* What to work on
Select from the data all lines with the word "index".

* Data extract

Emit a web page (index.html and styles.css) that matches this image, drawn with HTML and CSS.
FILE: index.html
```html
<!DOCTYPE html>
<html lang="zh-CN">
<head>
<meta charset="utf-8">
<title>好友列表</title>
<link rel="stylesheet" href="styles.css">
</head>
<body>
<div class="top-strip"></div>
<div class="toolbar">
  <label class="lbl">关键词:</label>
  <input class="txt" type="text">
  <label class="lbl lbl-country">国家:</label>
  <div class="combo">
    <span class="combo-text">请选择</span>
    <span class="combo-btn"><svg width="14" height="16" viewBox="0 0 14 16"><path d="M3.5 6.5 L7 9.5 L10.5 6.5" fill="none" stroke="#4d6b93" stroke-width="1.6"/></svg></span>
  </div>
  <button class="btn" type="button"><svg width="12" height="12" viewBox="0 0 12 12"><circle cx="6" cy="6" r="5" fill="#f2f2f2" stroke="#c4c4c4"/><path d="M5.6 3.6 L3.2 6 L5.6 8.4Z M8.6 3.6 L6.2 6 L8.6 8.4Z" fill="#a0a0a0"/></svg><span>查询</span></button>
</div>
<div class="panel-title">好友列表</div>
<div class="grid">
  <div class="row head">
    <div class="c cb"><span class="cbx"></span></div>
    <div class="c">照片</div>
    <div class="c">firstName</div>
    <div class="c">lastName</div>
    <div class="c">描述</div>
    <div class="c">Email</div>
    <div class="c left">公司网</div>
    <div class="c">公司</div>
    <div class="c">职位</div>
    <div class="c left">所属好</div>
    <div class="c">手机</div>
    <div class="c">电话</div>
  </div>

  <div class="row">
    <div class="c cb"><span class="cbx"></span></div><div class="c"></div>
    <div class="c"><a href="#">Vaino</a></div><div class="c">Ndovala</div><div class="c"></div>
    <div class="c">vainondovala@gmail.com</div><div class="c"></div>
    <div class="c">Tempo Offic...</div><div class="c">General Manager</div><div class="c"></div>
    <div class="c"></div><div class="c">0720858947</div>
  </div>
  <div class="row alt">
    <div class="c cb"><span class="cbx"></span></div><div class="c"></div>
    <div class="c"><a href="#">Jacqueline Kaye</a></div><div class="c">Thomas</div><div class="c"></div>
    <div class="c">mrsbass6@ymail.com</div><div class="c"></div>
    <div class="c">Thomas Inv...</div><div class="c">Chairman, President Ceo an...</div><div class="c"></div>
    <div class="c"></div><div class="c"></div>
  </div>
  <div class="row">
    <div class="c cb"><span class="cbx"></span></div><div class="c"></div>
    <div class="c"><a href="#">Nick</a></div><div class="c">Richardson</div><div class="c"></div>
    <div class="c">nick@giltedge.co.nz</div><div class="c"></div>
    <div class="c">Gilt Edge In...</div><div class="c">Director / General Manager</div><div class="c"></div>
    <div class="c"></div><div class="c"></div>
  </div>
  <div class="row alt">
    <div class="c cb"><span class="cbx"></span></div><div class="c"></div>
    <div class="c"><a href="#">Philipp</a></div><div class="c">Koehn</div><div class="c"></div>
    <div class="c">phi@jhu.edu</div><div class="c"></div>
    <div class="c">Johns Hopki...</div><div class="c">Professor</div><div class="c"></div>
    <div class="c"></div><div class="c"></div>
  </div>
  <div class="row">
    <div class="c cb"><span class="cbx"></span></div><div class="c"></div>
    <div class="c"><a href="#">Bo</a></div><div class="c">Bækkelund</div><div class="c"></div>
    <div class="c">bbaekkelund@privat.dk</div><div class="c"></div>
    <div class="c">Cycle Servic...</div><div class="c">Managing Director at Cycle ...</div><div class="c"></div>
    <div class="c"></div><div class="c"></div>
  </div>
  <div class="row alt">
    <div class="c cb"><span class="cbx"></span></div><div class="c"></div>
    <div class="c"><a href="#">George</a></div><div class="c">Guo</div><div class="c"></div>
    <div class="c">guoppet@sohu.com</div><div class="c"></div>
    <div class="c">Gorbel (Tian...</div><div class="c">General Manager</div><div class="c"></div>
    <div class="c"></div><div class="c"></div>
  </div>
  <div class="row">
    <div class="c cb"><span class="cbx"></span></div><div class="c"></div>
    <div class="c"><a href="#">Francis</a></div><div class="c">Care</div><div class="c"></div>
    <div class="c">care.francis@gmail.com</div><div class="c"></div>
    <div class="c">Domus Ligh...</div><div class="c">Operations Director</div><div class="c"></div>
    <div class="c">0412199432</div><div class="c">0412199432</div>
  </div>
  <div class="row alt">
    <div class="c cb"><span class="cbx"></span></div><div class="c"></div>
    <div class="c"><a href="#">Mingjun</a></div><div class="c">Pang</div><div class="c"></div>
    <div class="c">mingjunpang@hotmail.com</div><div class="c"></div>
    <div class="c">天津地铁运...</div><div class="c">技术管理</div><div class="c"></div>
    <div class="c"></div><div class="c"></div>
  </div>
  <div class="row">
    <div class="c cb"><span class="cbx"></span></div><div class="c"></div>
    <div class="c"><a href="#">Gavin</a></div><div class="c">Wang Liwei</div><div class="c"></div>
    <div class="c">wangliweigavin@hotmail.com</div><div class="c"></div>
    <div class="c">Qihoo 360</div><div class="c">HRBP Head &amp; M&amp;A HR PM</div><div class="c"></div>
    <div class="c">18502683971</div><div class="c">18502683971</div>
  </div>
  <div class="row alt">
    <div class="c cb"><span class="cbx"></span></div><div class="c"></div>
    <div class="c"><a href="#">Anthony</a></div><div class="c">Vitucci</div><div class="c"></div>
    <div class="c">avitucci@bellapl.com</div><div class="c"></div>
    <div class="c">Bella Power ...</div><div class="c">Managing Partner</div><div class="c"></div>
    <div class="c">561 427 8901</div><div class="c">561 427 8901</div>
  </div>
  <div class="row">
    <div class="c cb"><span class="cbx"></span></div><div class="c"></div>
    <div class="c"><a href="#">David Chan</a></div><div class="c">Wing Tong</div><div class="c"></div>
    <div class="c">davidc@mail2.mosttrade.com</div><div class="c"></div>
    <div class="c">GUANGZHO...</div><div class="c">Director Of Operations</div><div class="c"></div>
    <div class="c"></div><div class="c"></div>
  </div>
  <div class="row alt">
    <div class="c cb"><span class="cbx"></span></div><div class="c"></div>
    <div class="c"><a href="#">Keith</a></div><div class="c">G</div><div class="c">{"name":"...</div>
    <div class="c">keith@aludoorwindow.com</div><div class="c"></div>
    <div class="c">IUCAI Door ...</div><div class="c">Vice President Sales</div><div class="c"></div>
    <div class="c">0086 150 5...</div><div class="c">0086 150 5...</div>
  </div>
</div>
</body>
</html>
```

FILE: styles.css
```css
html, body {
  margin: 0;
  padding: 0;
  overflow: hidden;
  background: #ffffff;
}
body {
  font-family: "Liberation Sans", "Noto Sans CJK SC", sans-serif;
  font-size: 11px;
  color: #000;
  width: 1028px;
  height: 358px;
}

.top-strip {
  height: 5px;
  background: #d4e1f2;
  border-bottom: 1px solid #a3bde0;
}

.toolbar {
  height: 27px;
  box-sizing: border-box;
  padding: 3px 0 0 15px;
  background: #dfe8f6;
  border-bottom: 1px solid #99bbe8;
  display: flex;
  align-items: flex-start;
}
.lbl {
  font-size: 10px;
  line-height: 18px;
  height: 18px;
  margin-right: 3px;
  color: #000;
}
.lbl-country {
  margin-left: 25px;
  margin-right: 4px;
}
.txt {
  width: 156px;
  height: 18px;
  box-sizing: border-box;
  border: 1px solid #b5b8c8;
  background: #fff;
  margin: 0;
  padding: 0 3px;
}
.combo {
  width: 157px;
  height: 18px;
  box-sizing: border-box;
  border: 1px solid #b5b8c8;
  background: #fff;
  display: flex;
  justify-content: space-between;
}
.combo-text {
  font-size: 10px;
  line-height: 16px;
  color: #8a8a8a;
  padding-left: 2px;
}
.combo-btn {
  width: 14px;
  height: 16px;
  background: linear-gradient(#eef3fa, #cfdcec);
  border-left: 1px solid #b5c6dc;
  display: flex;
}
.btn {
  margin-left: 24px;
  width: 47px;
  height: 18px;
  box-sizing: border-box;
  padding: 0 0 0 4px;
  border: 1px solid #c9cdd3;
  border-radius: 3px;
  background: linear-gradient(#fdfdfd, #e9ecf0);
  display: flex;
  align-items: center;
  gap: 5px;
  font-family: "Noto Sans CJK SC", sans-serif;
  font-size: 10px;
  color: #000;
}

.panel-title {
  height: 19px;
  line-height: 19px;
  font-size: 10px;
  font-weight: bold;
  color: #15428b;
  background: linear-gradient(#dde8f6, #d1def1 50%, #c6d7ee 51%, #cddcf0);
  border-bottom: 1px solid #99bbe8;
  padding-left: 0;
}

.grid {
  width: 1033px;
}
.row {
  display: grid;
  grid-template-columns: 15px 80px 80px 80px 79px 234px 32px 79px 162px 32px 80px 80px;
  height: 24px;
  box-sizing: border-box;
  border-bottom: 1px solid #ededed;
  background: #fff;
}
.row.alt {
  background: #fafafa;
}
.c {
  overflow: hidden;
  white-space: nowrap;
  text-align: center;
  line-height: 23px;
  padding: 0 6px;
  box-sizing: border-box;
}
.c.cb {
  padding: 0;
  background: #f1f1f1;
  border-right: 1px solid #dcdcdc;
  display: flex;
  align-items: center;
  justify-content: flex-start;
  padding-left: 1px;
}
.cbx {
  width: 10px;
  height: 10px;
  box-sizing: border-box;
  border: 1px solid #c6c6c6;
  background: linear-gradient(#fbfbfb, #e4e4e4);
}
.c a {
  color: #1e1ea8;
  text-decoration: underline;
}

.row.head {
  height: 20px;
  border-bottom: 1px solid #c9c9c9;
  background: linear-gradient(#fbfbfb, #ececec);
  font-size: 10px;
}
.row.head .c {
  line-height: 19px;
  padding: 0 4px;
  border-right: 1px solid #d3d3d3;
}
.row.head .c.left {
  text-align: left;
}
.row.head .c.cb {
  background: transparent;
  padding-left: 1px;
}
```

* Output for this task
Emit a web page (index.html and styles.css) that matches this image, drawn with HTML and CSS.
FILE: index.html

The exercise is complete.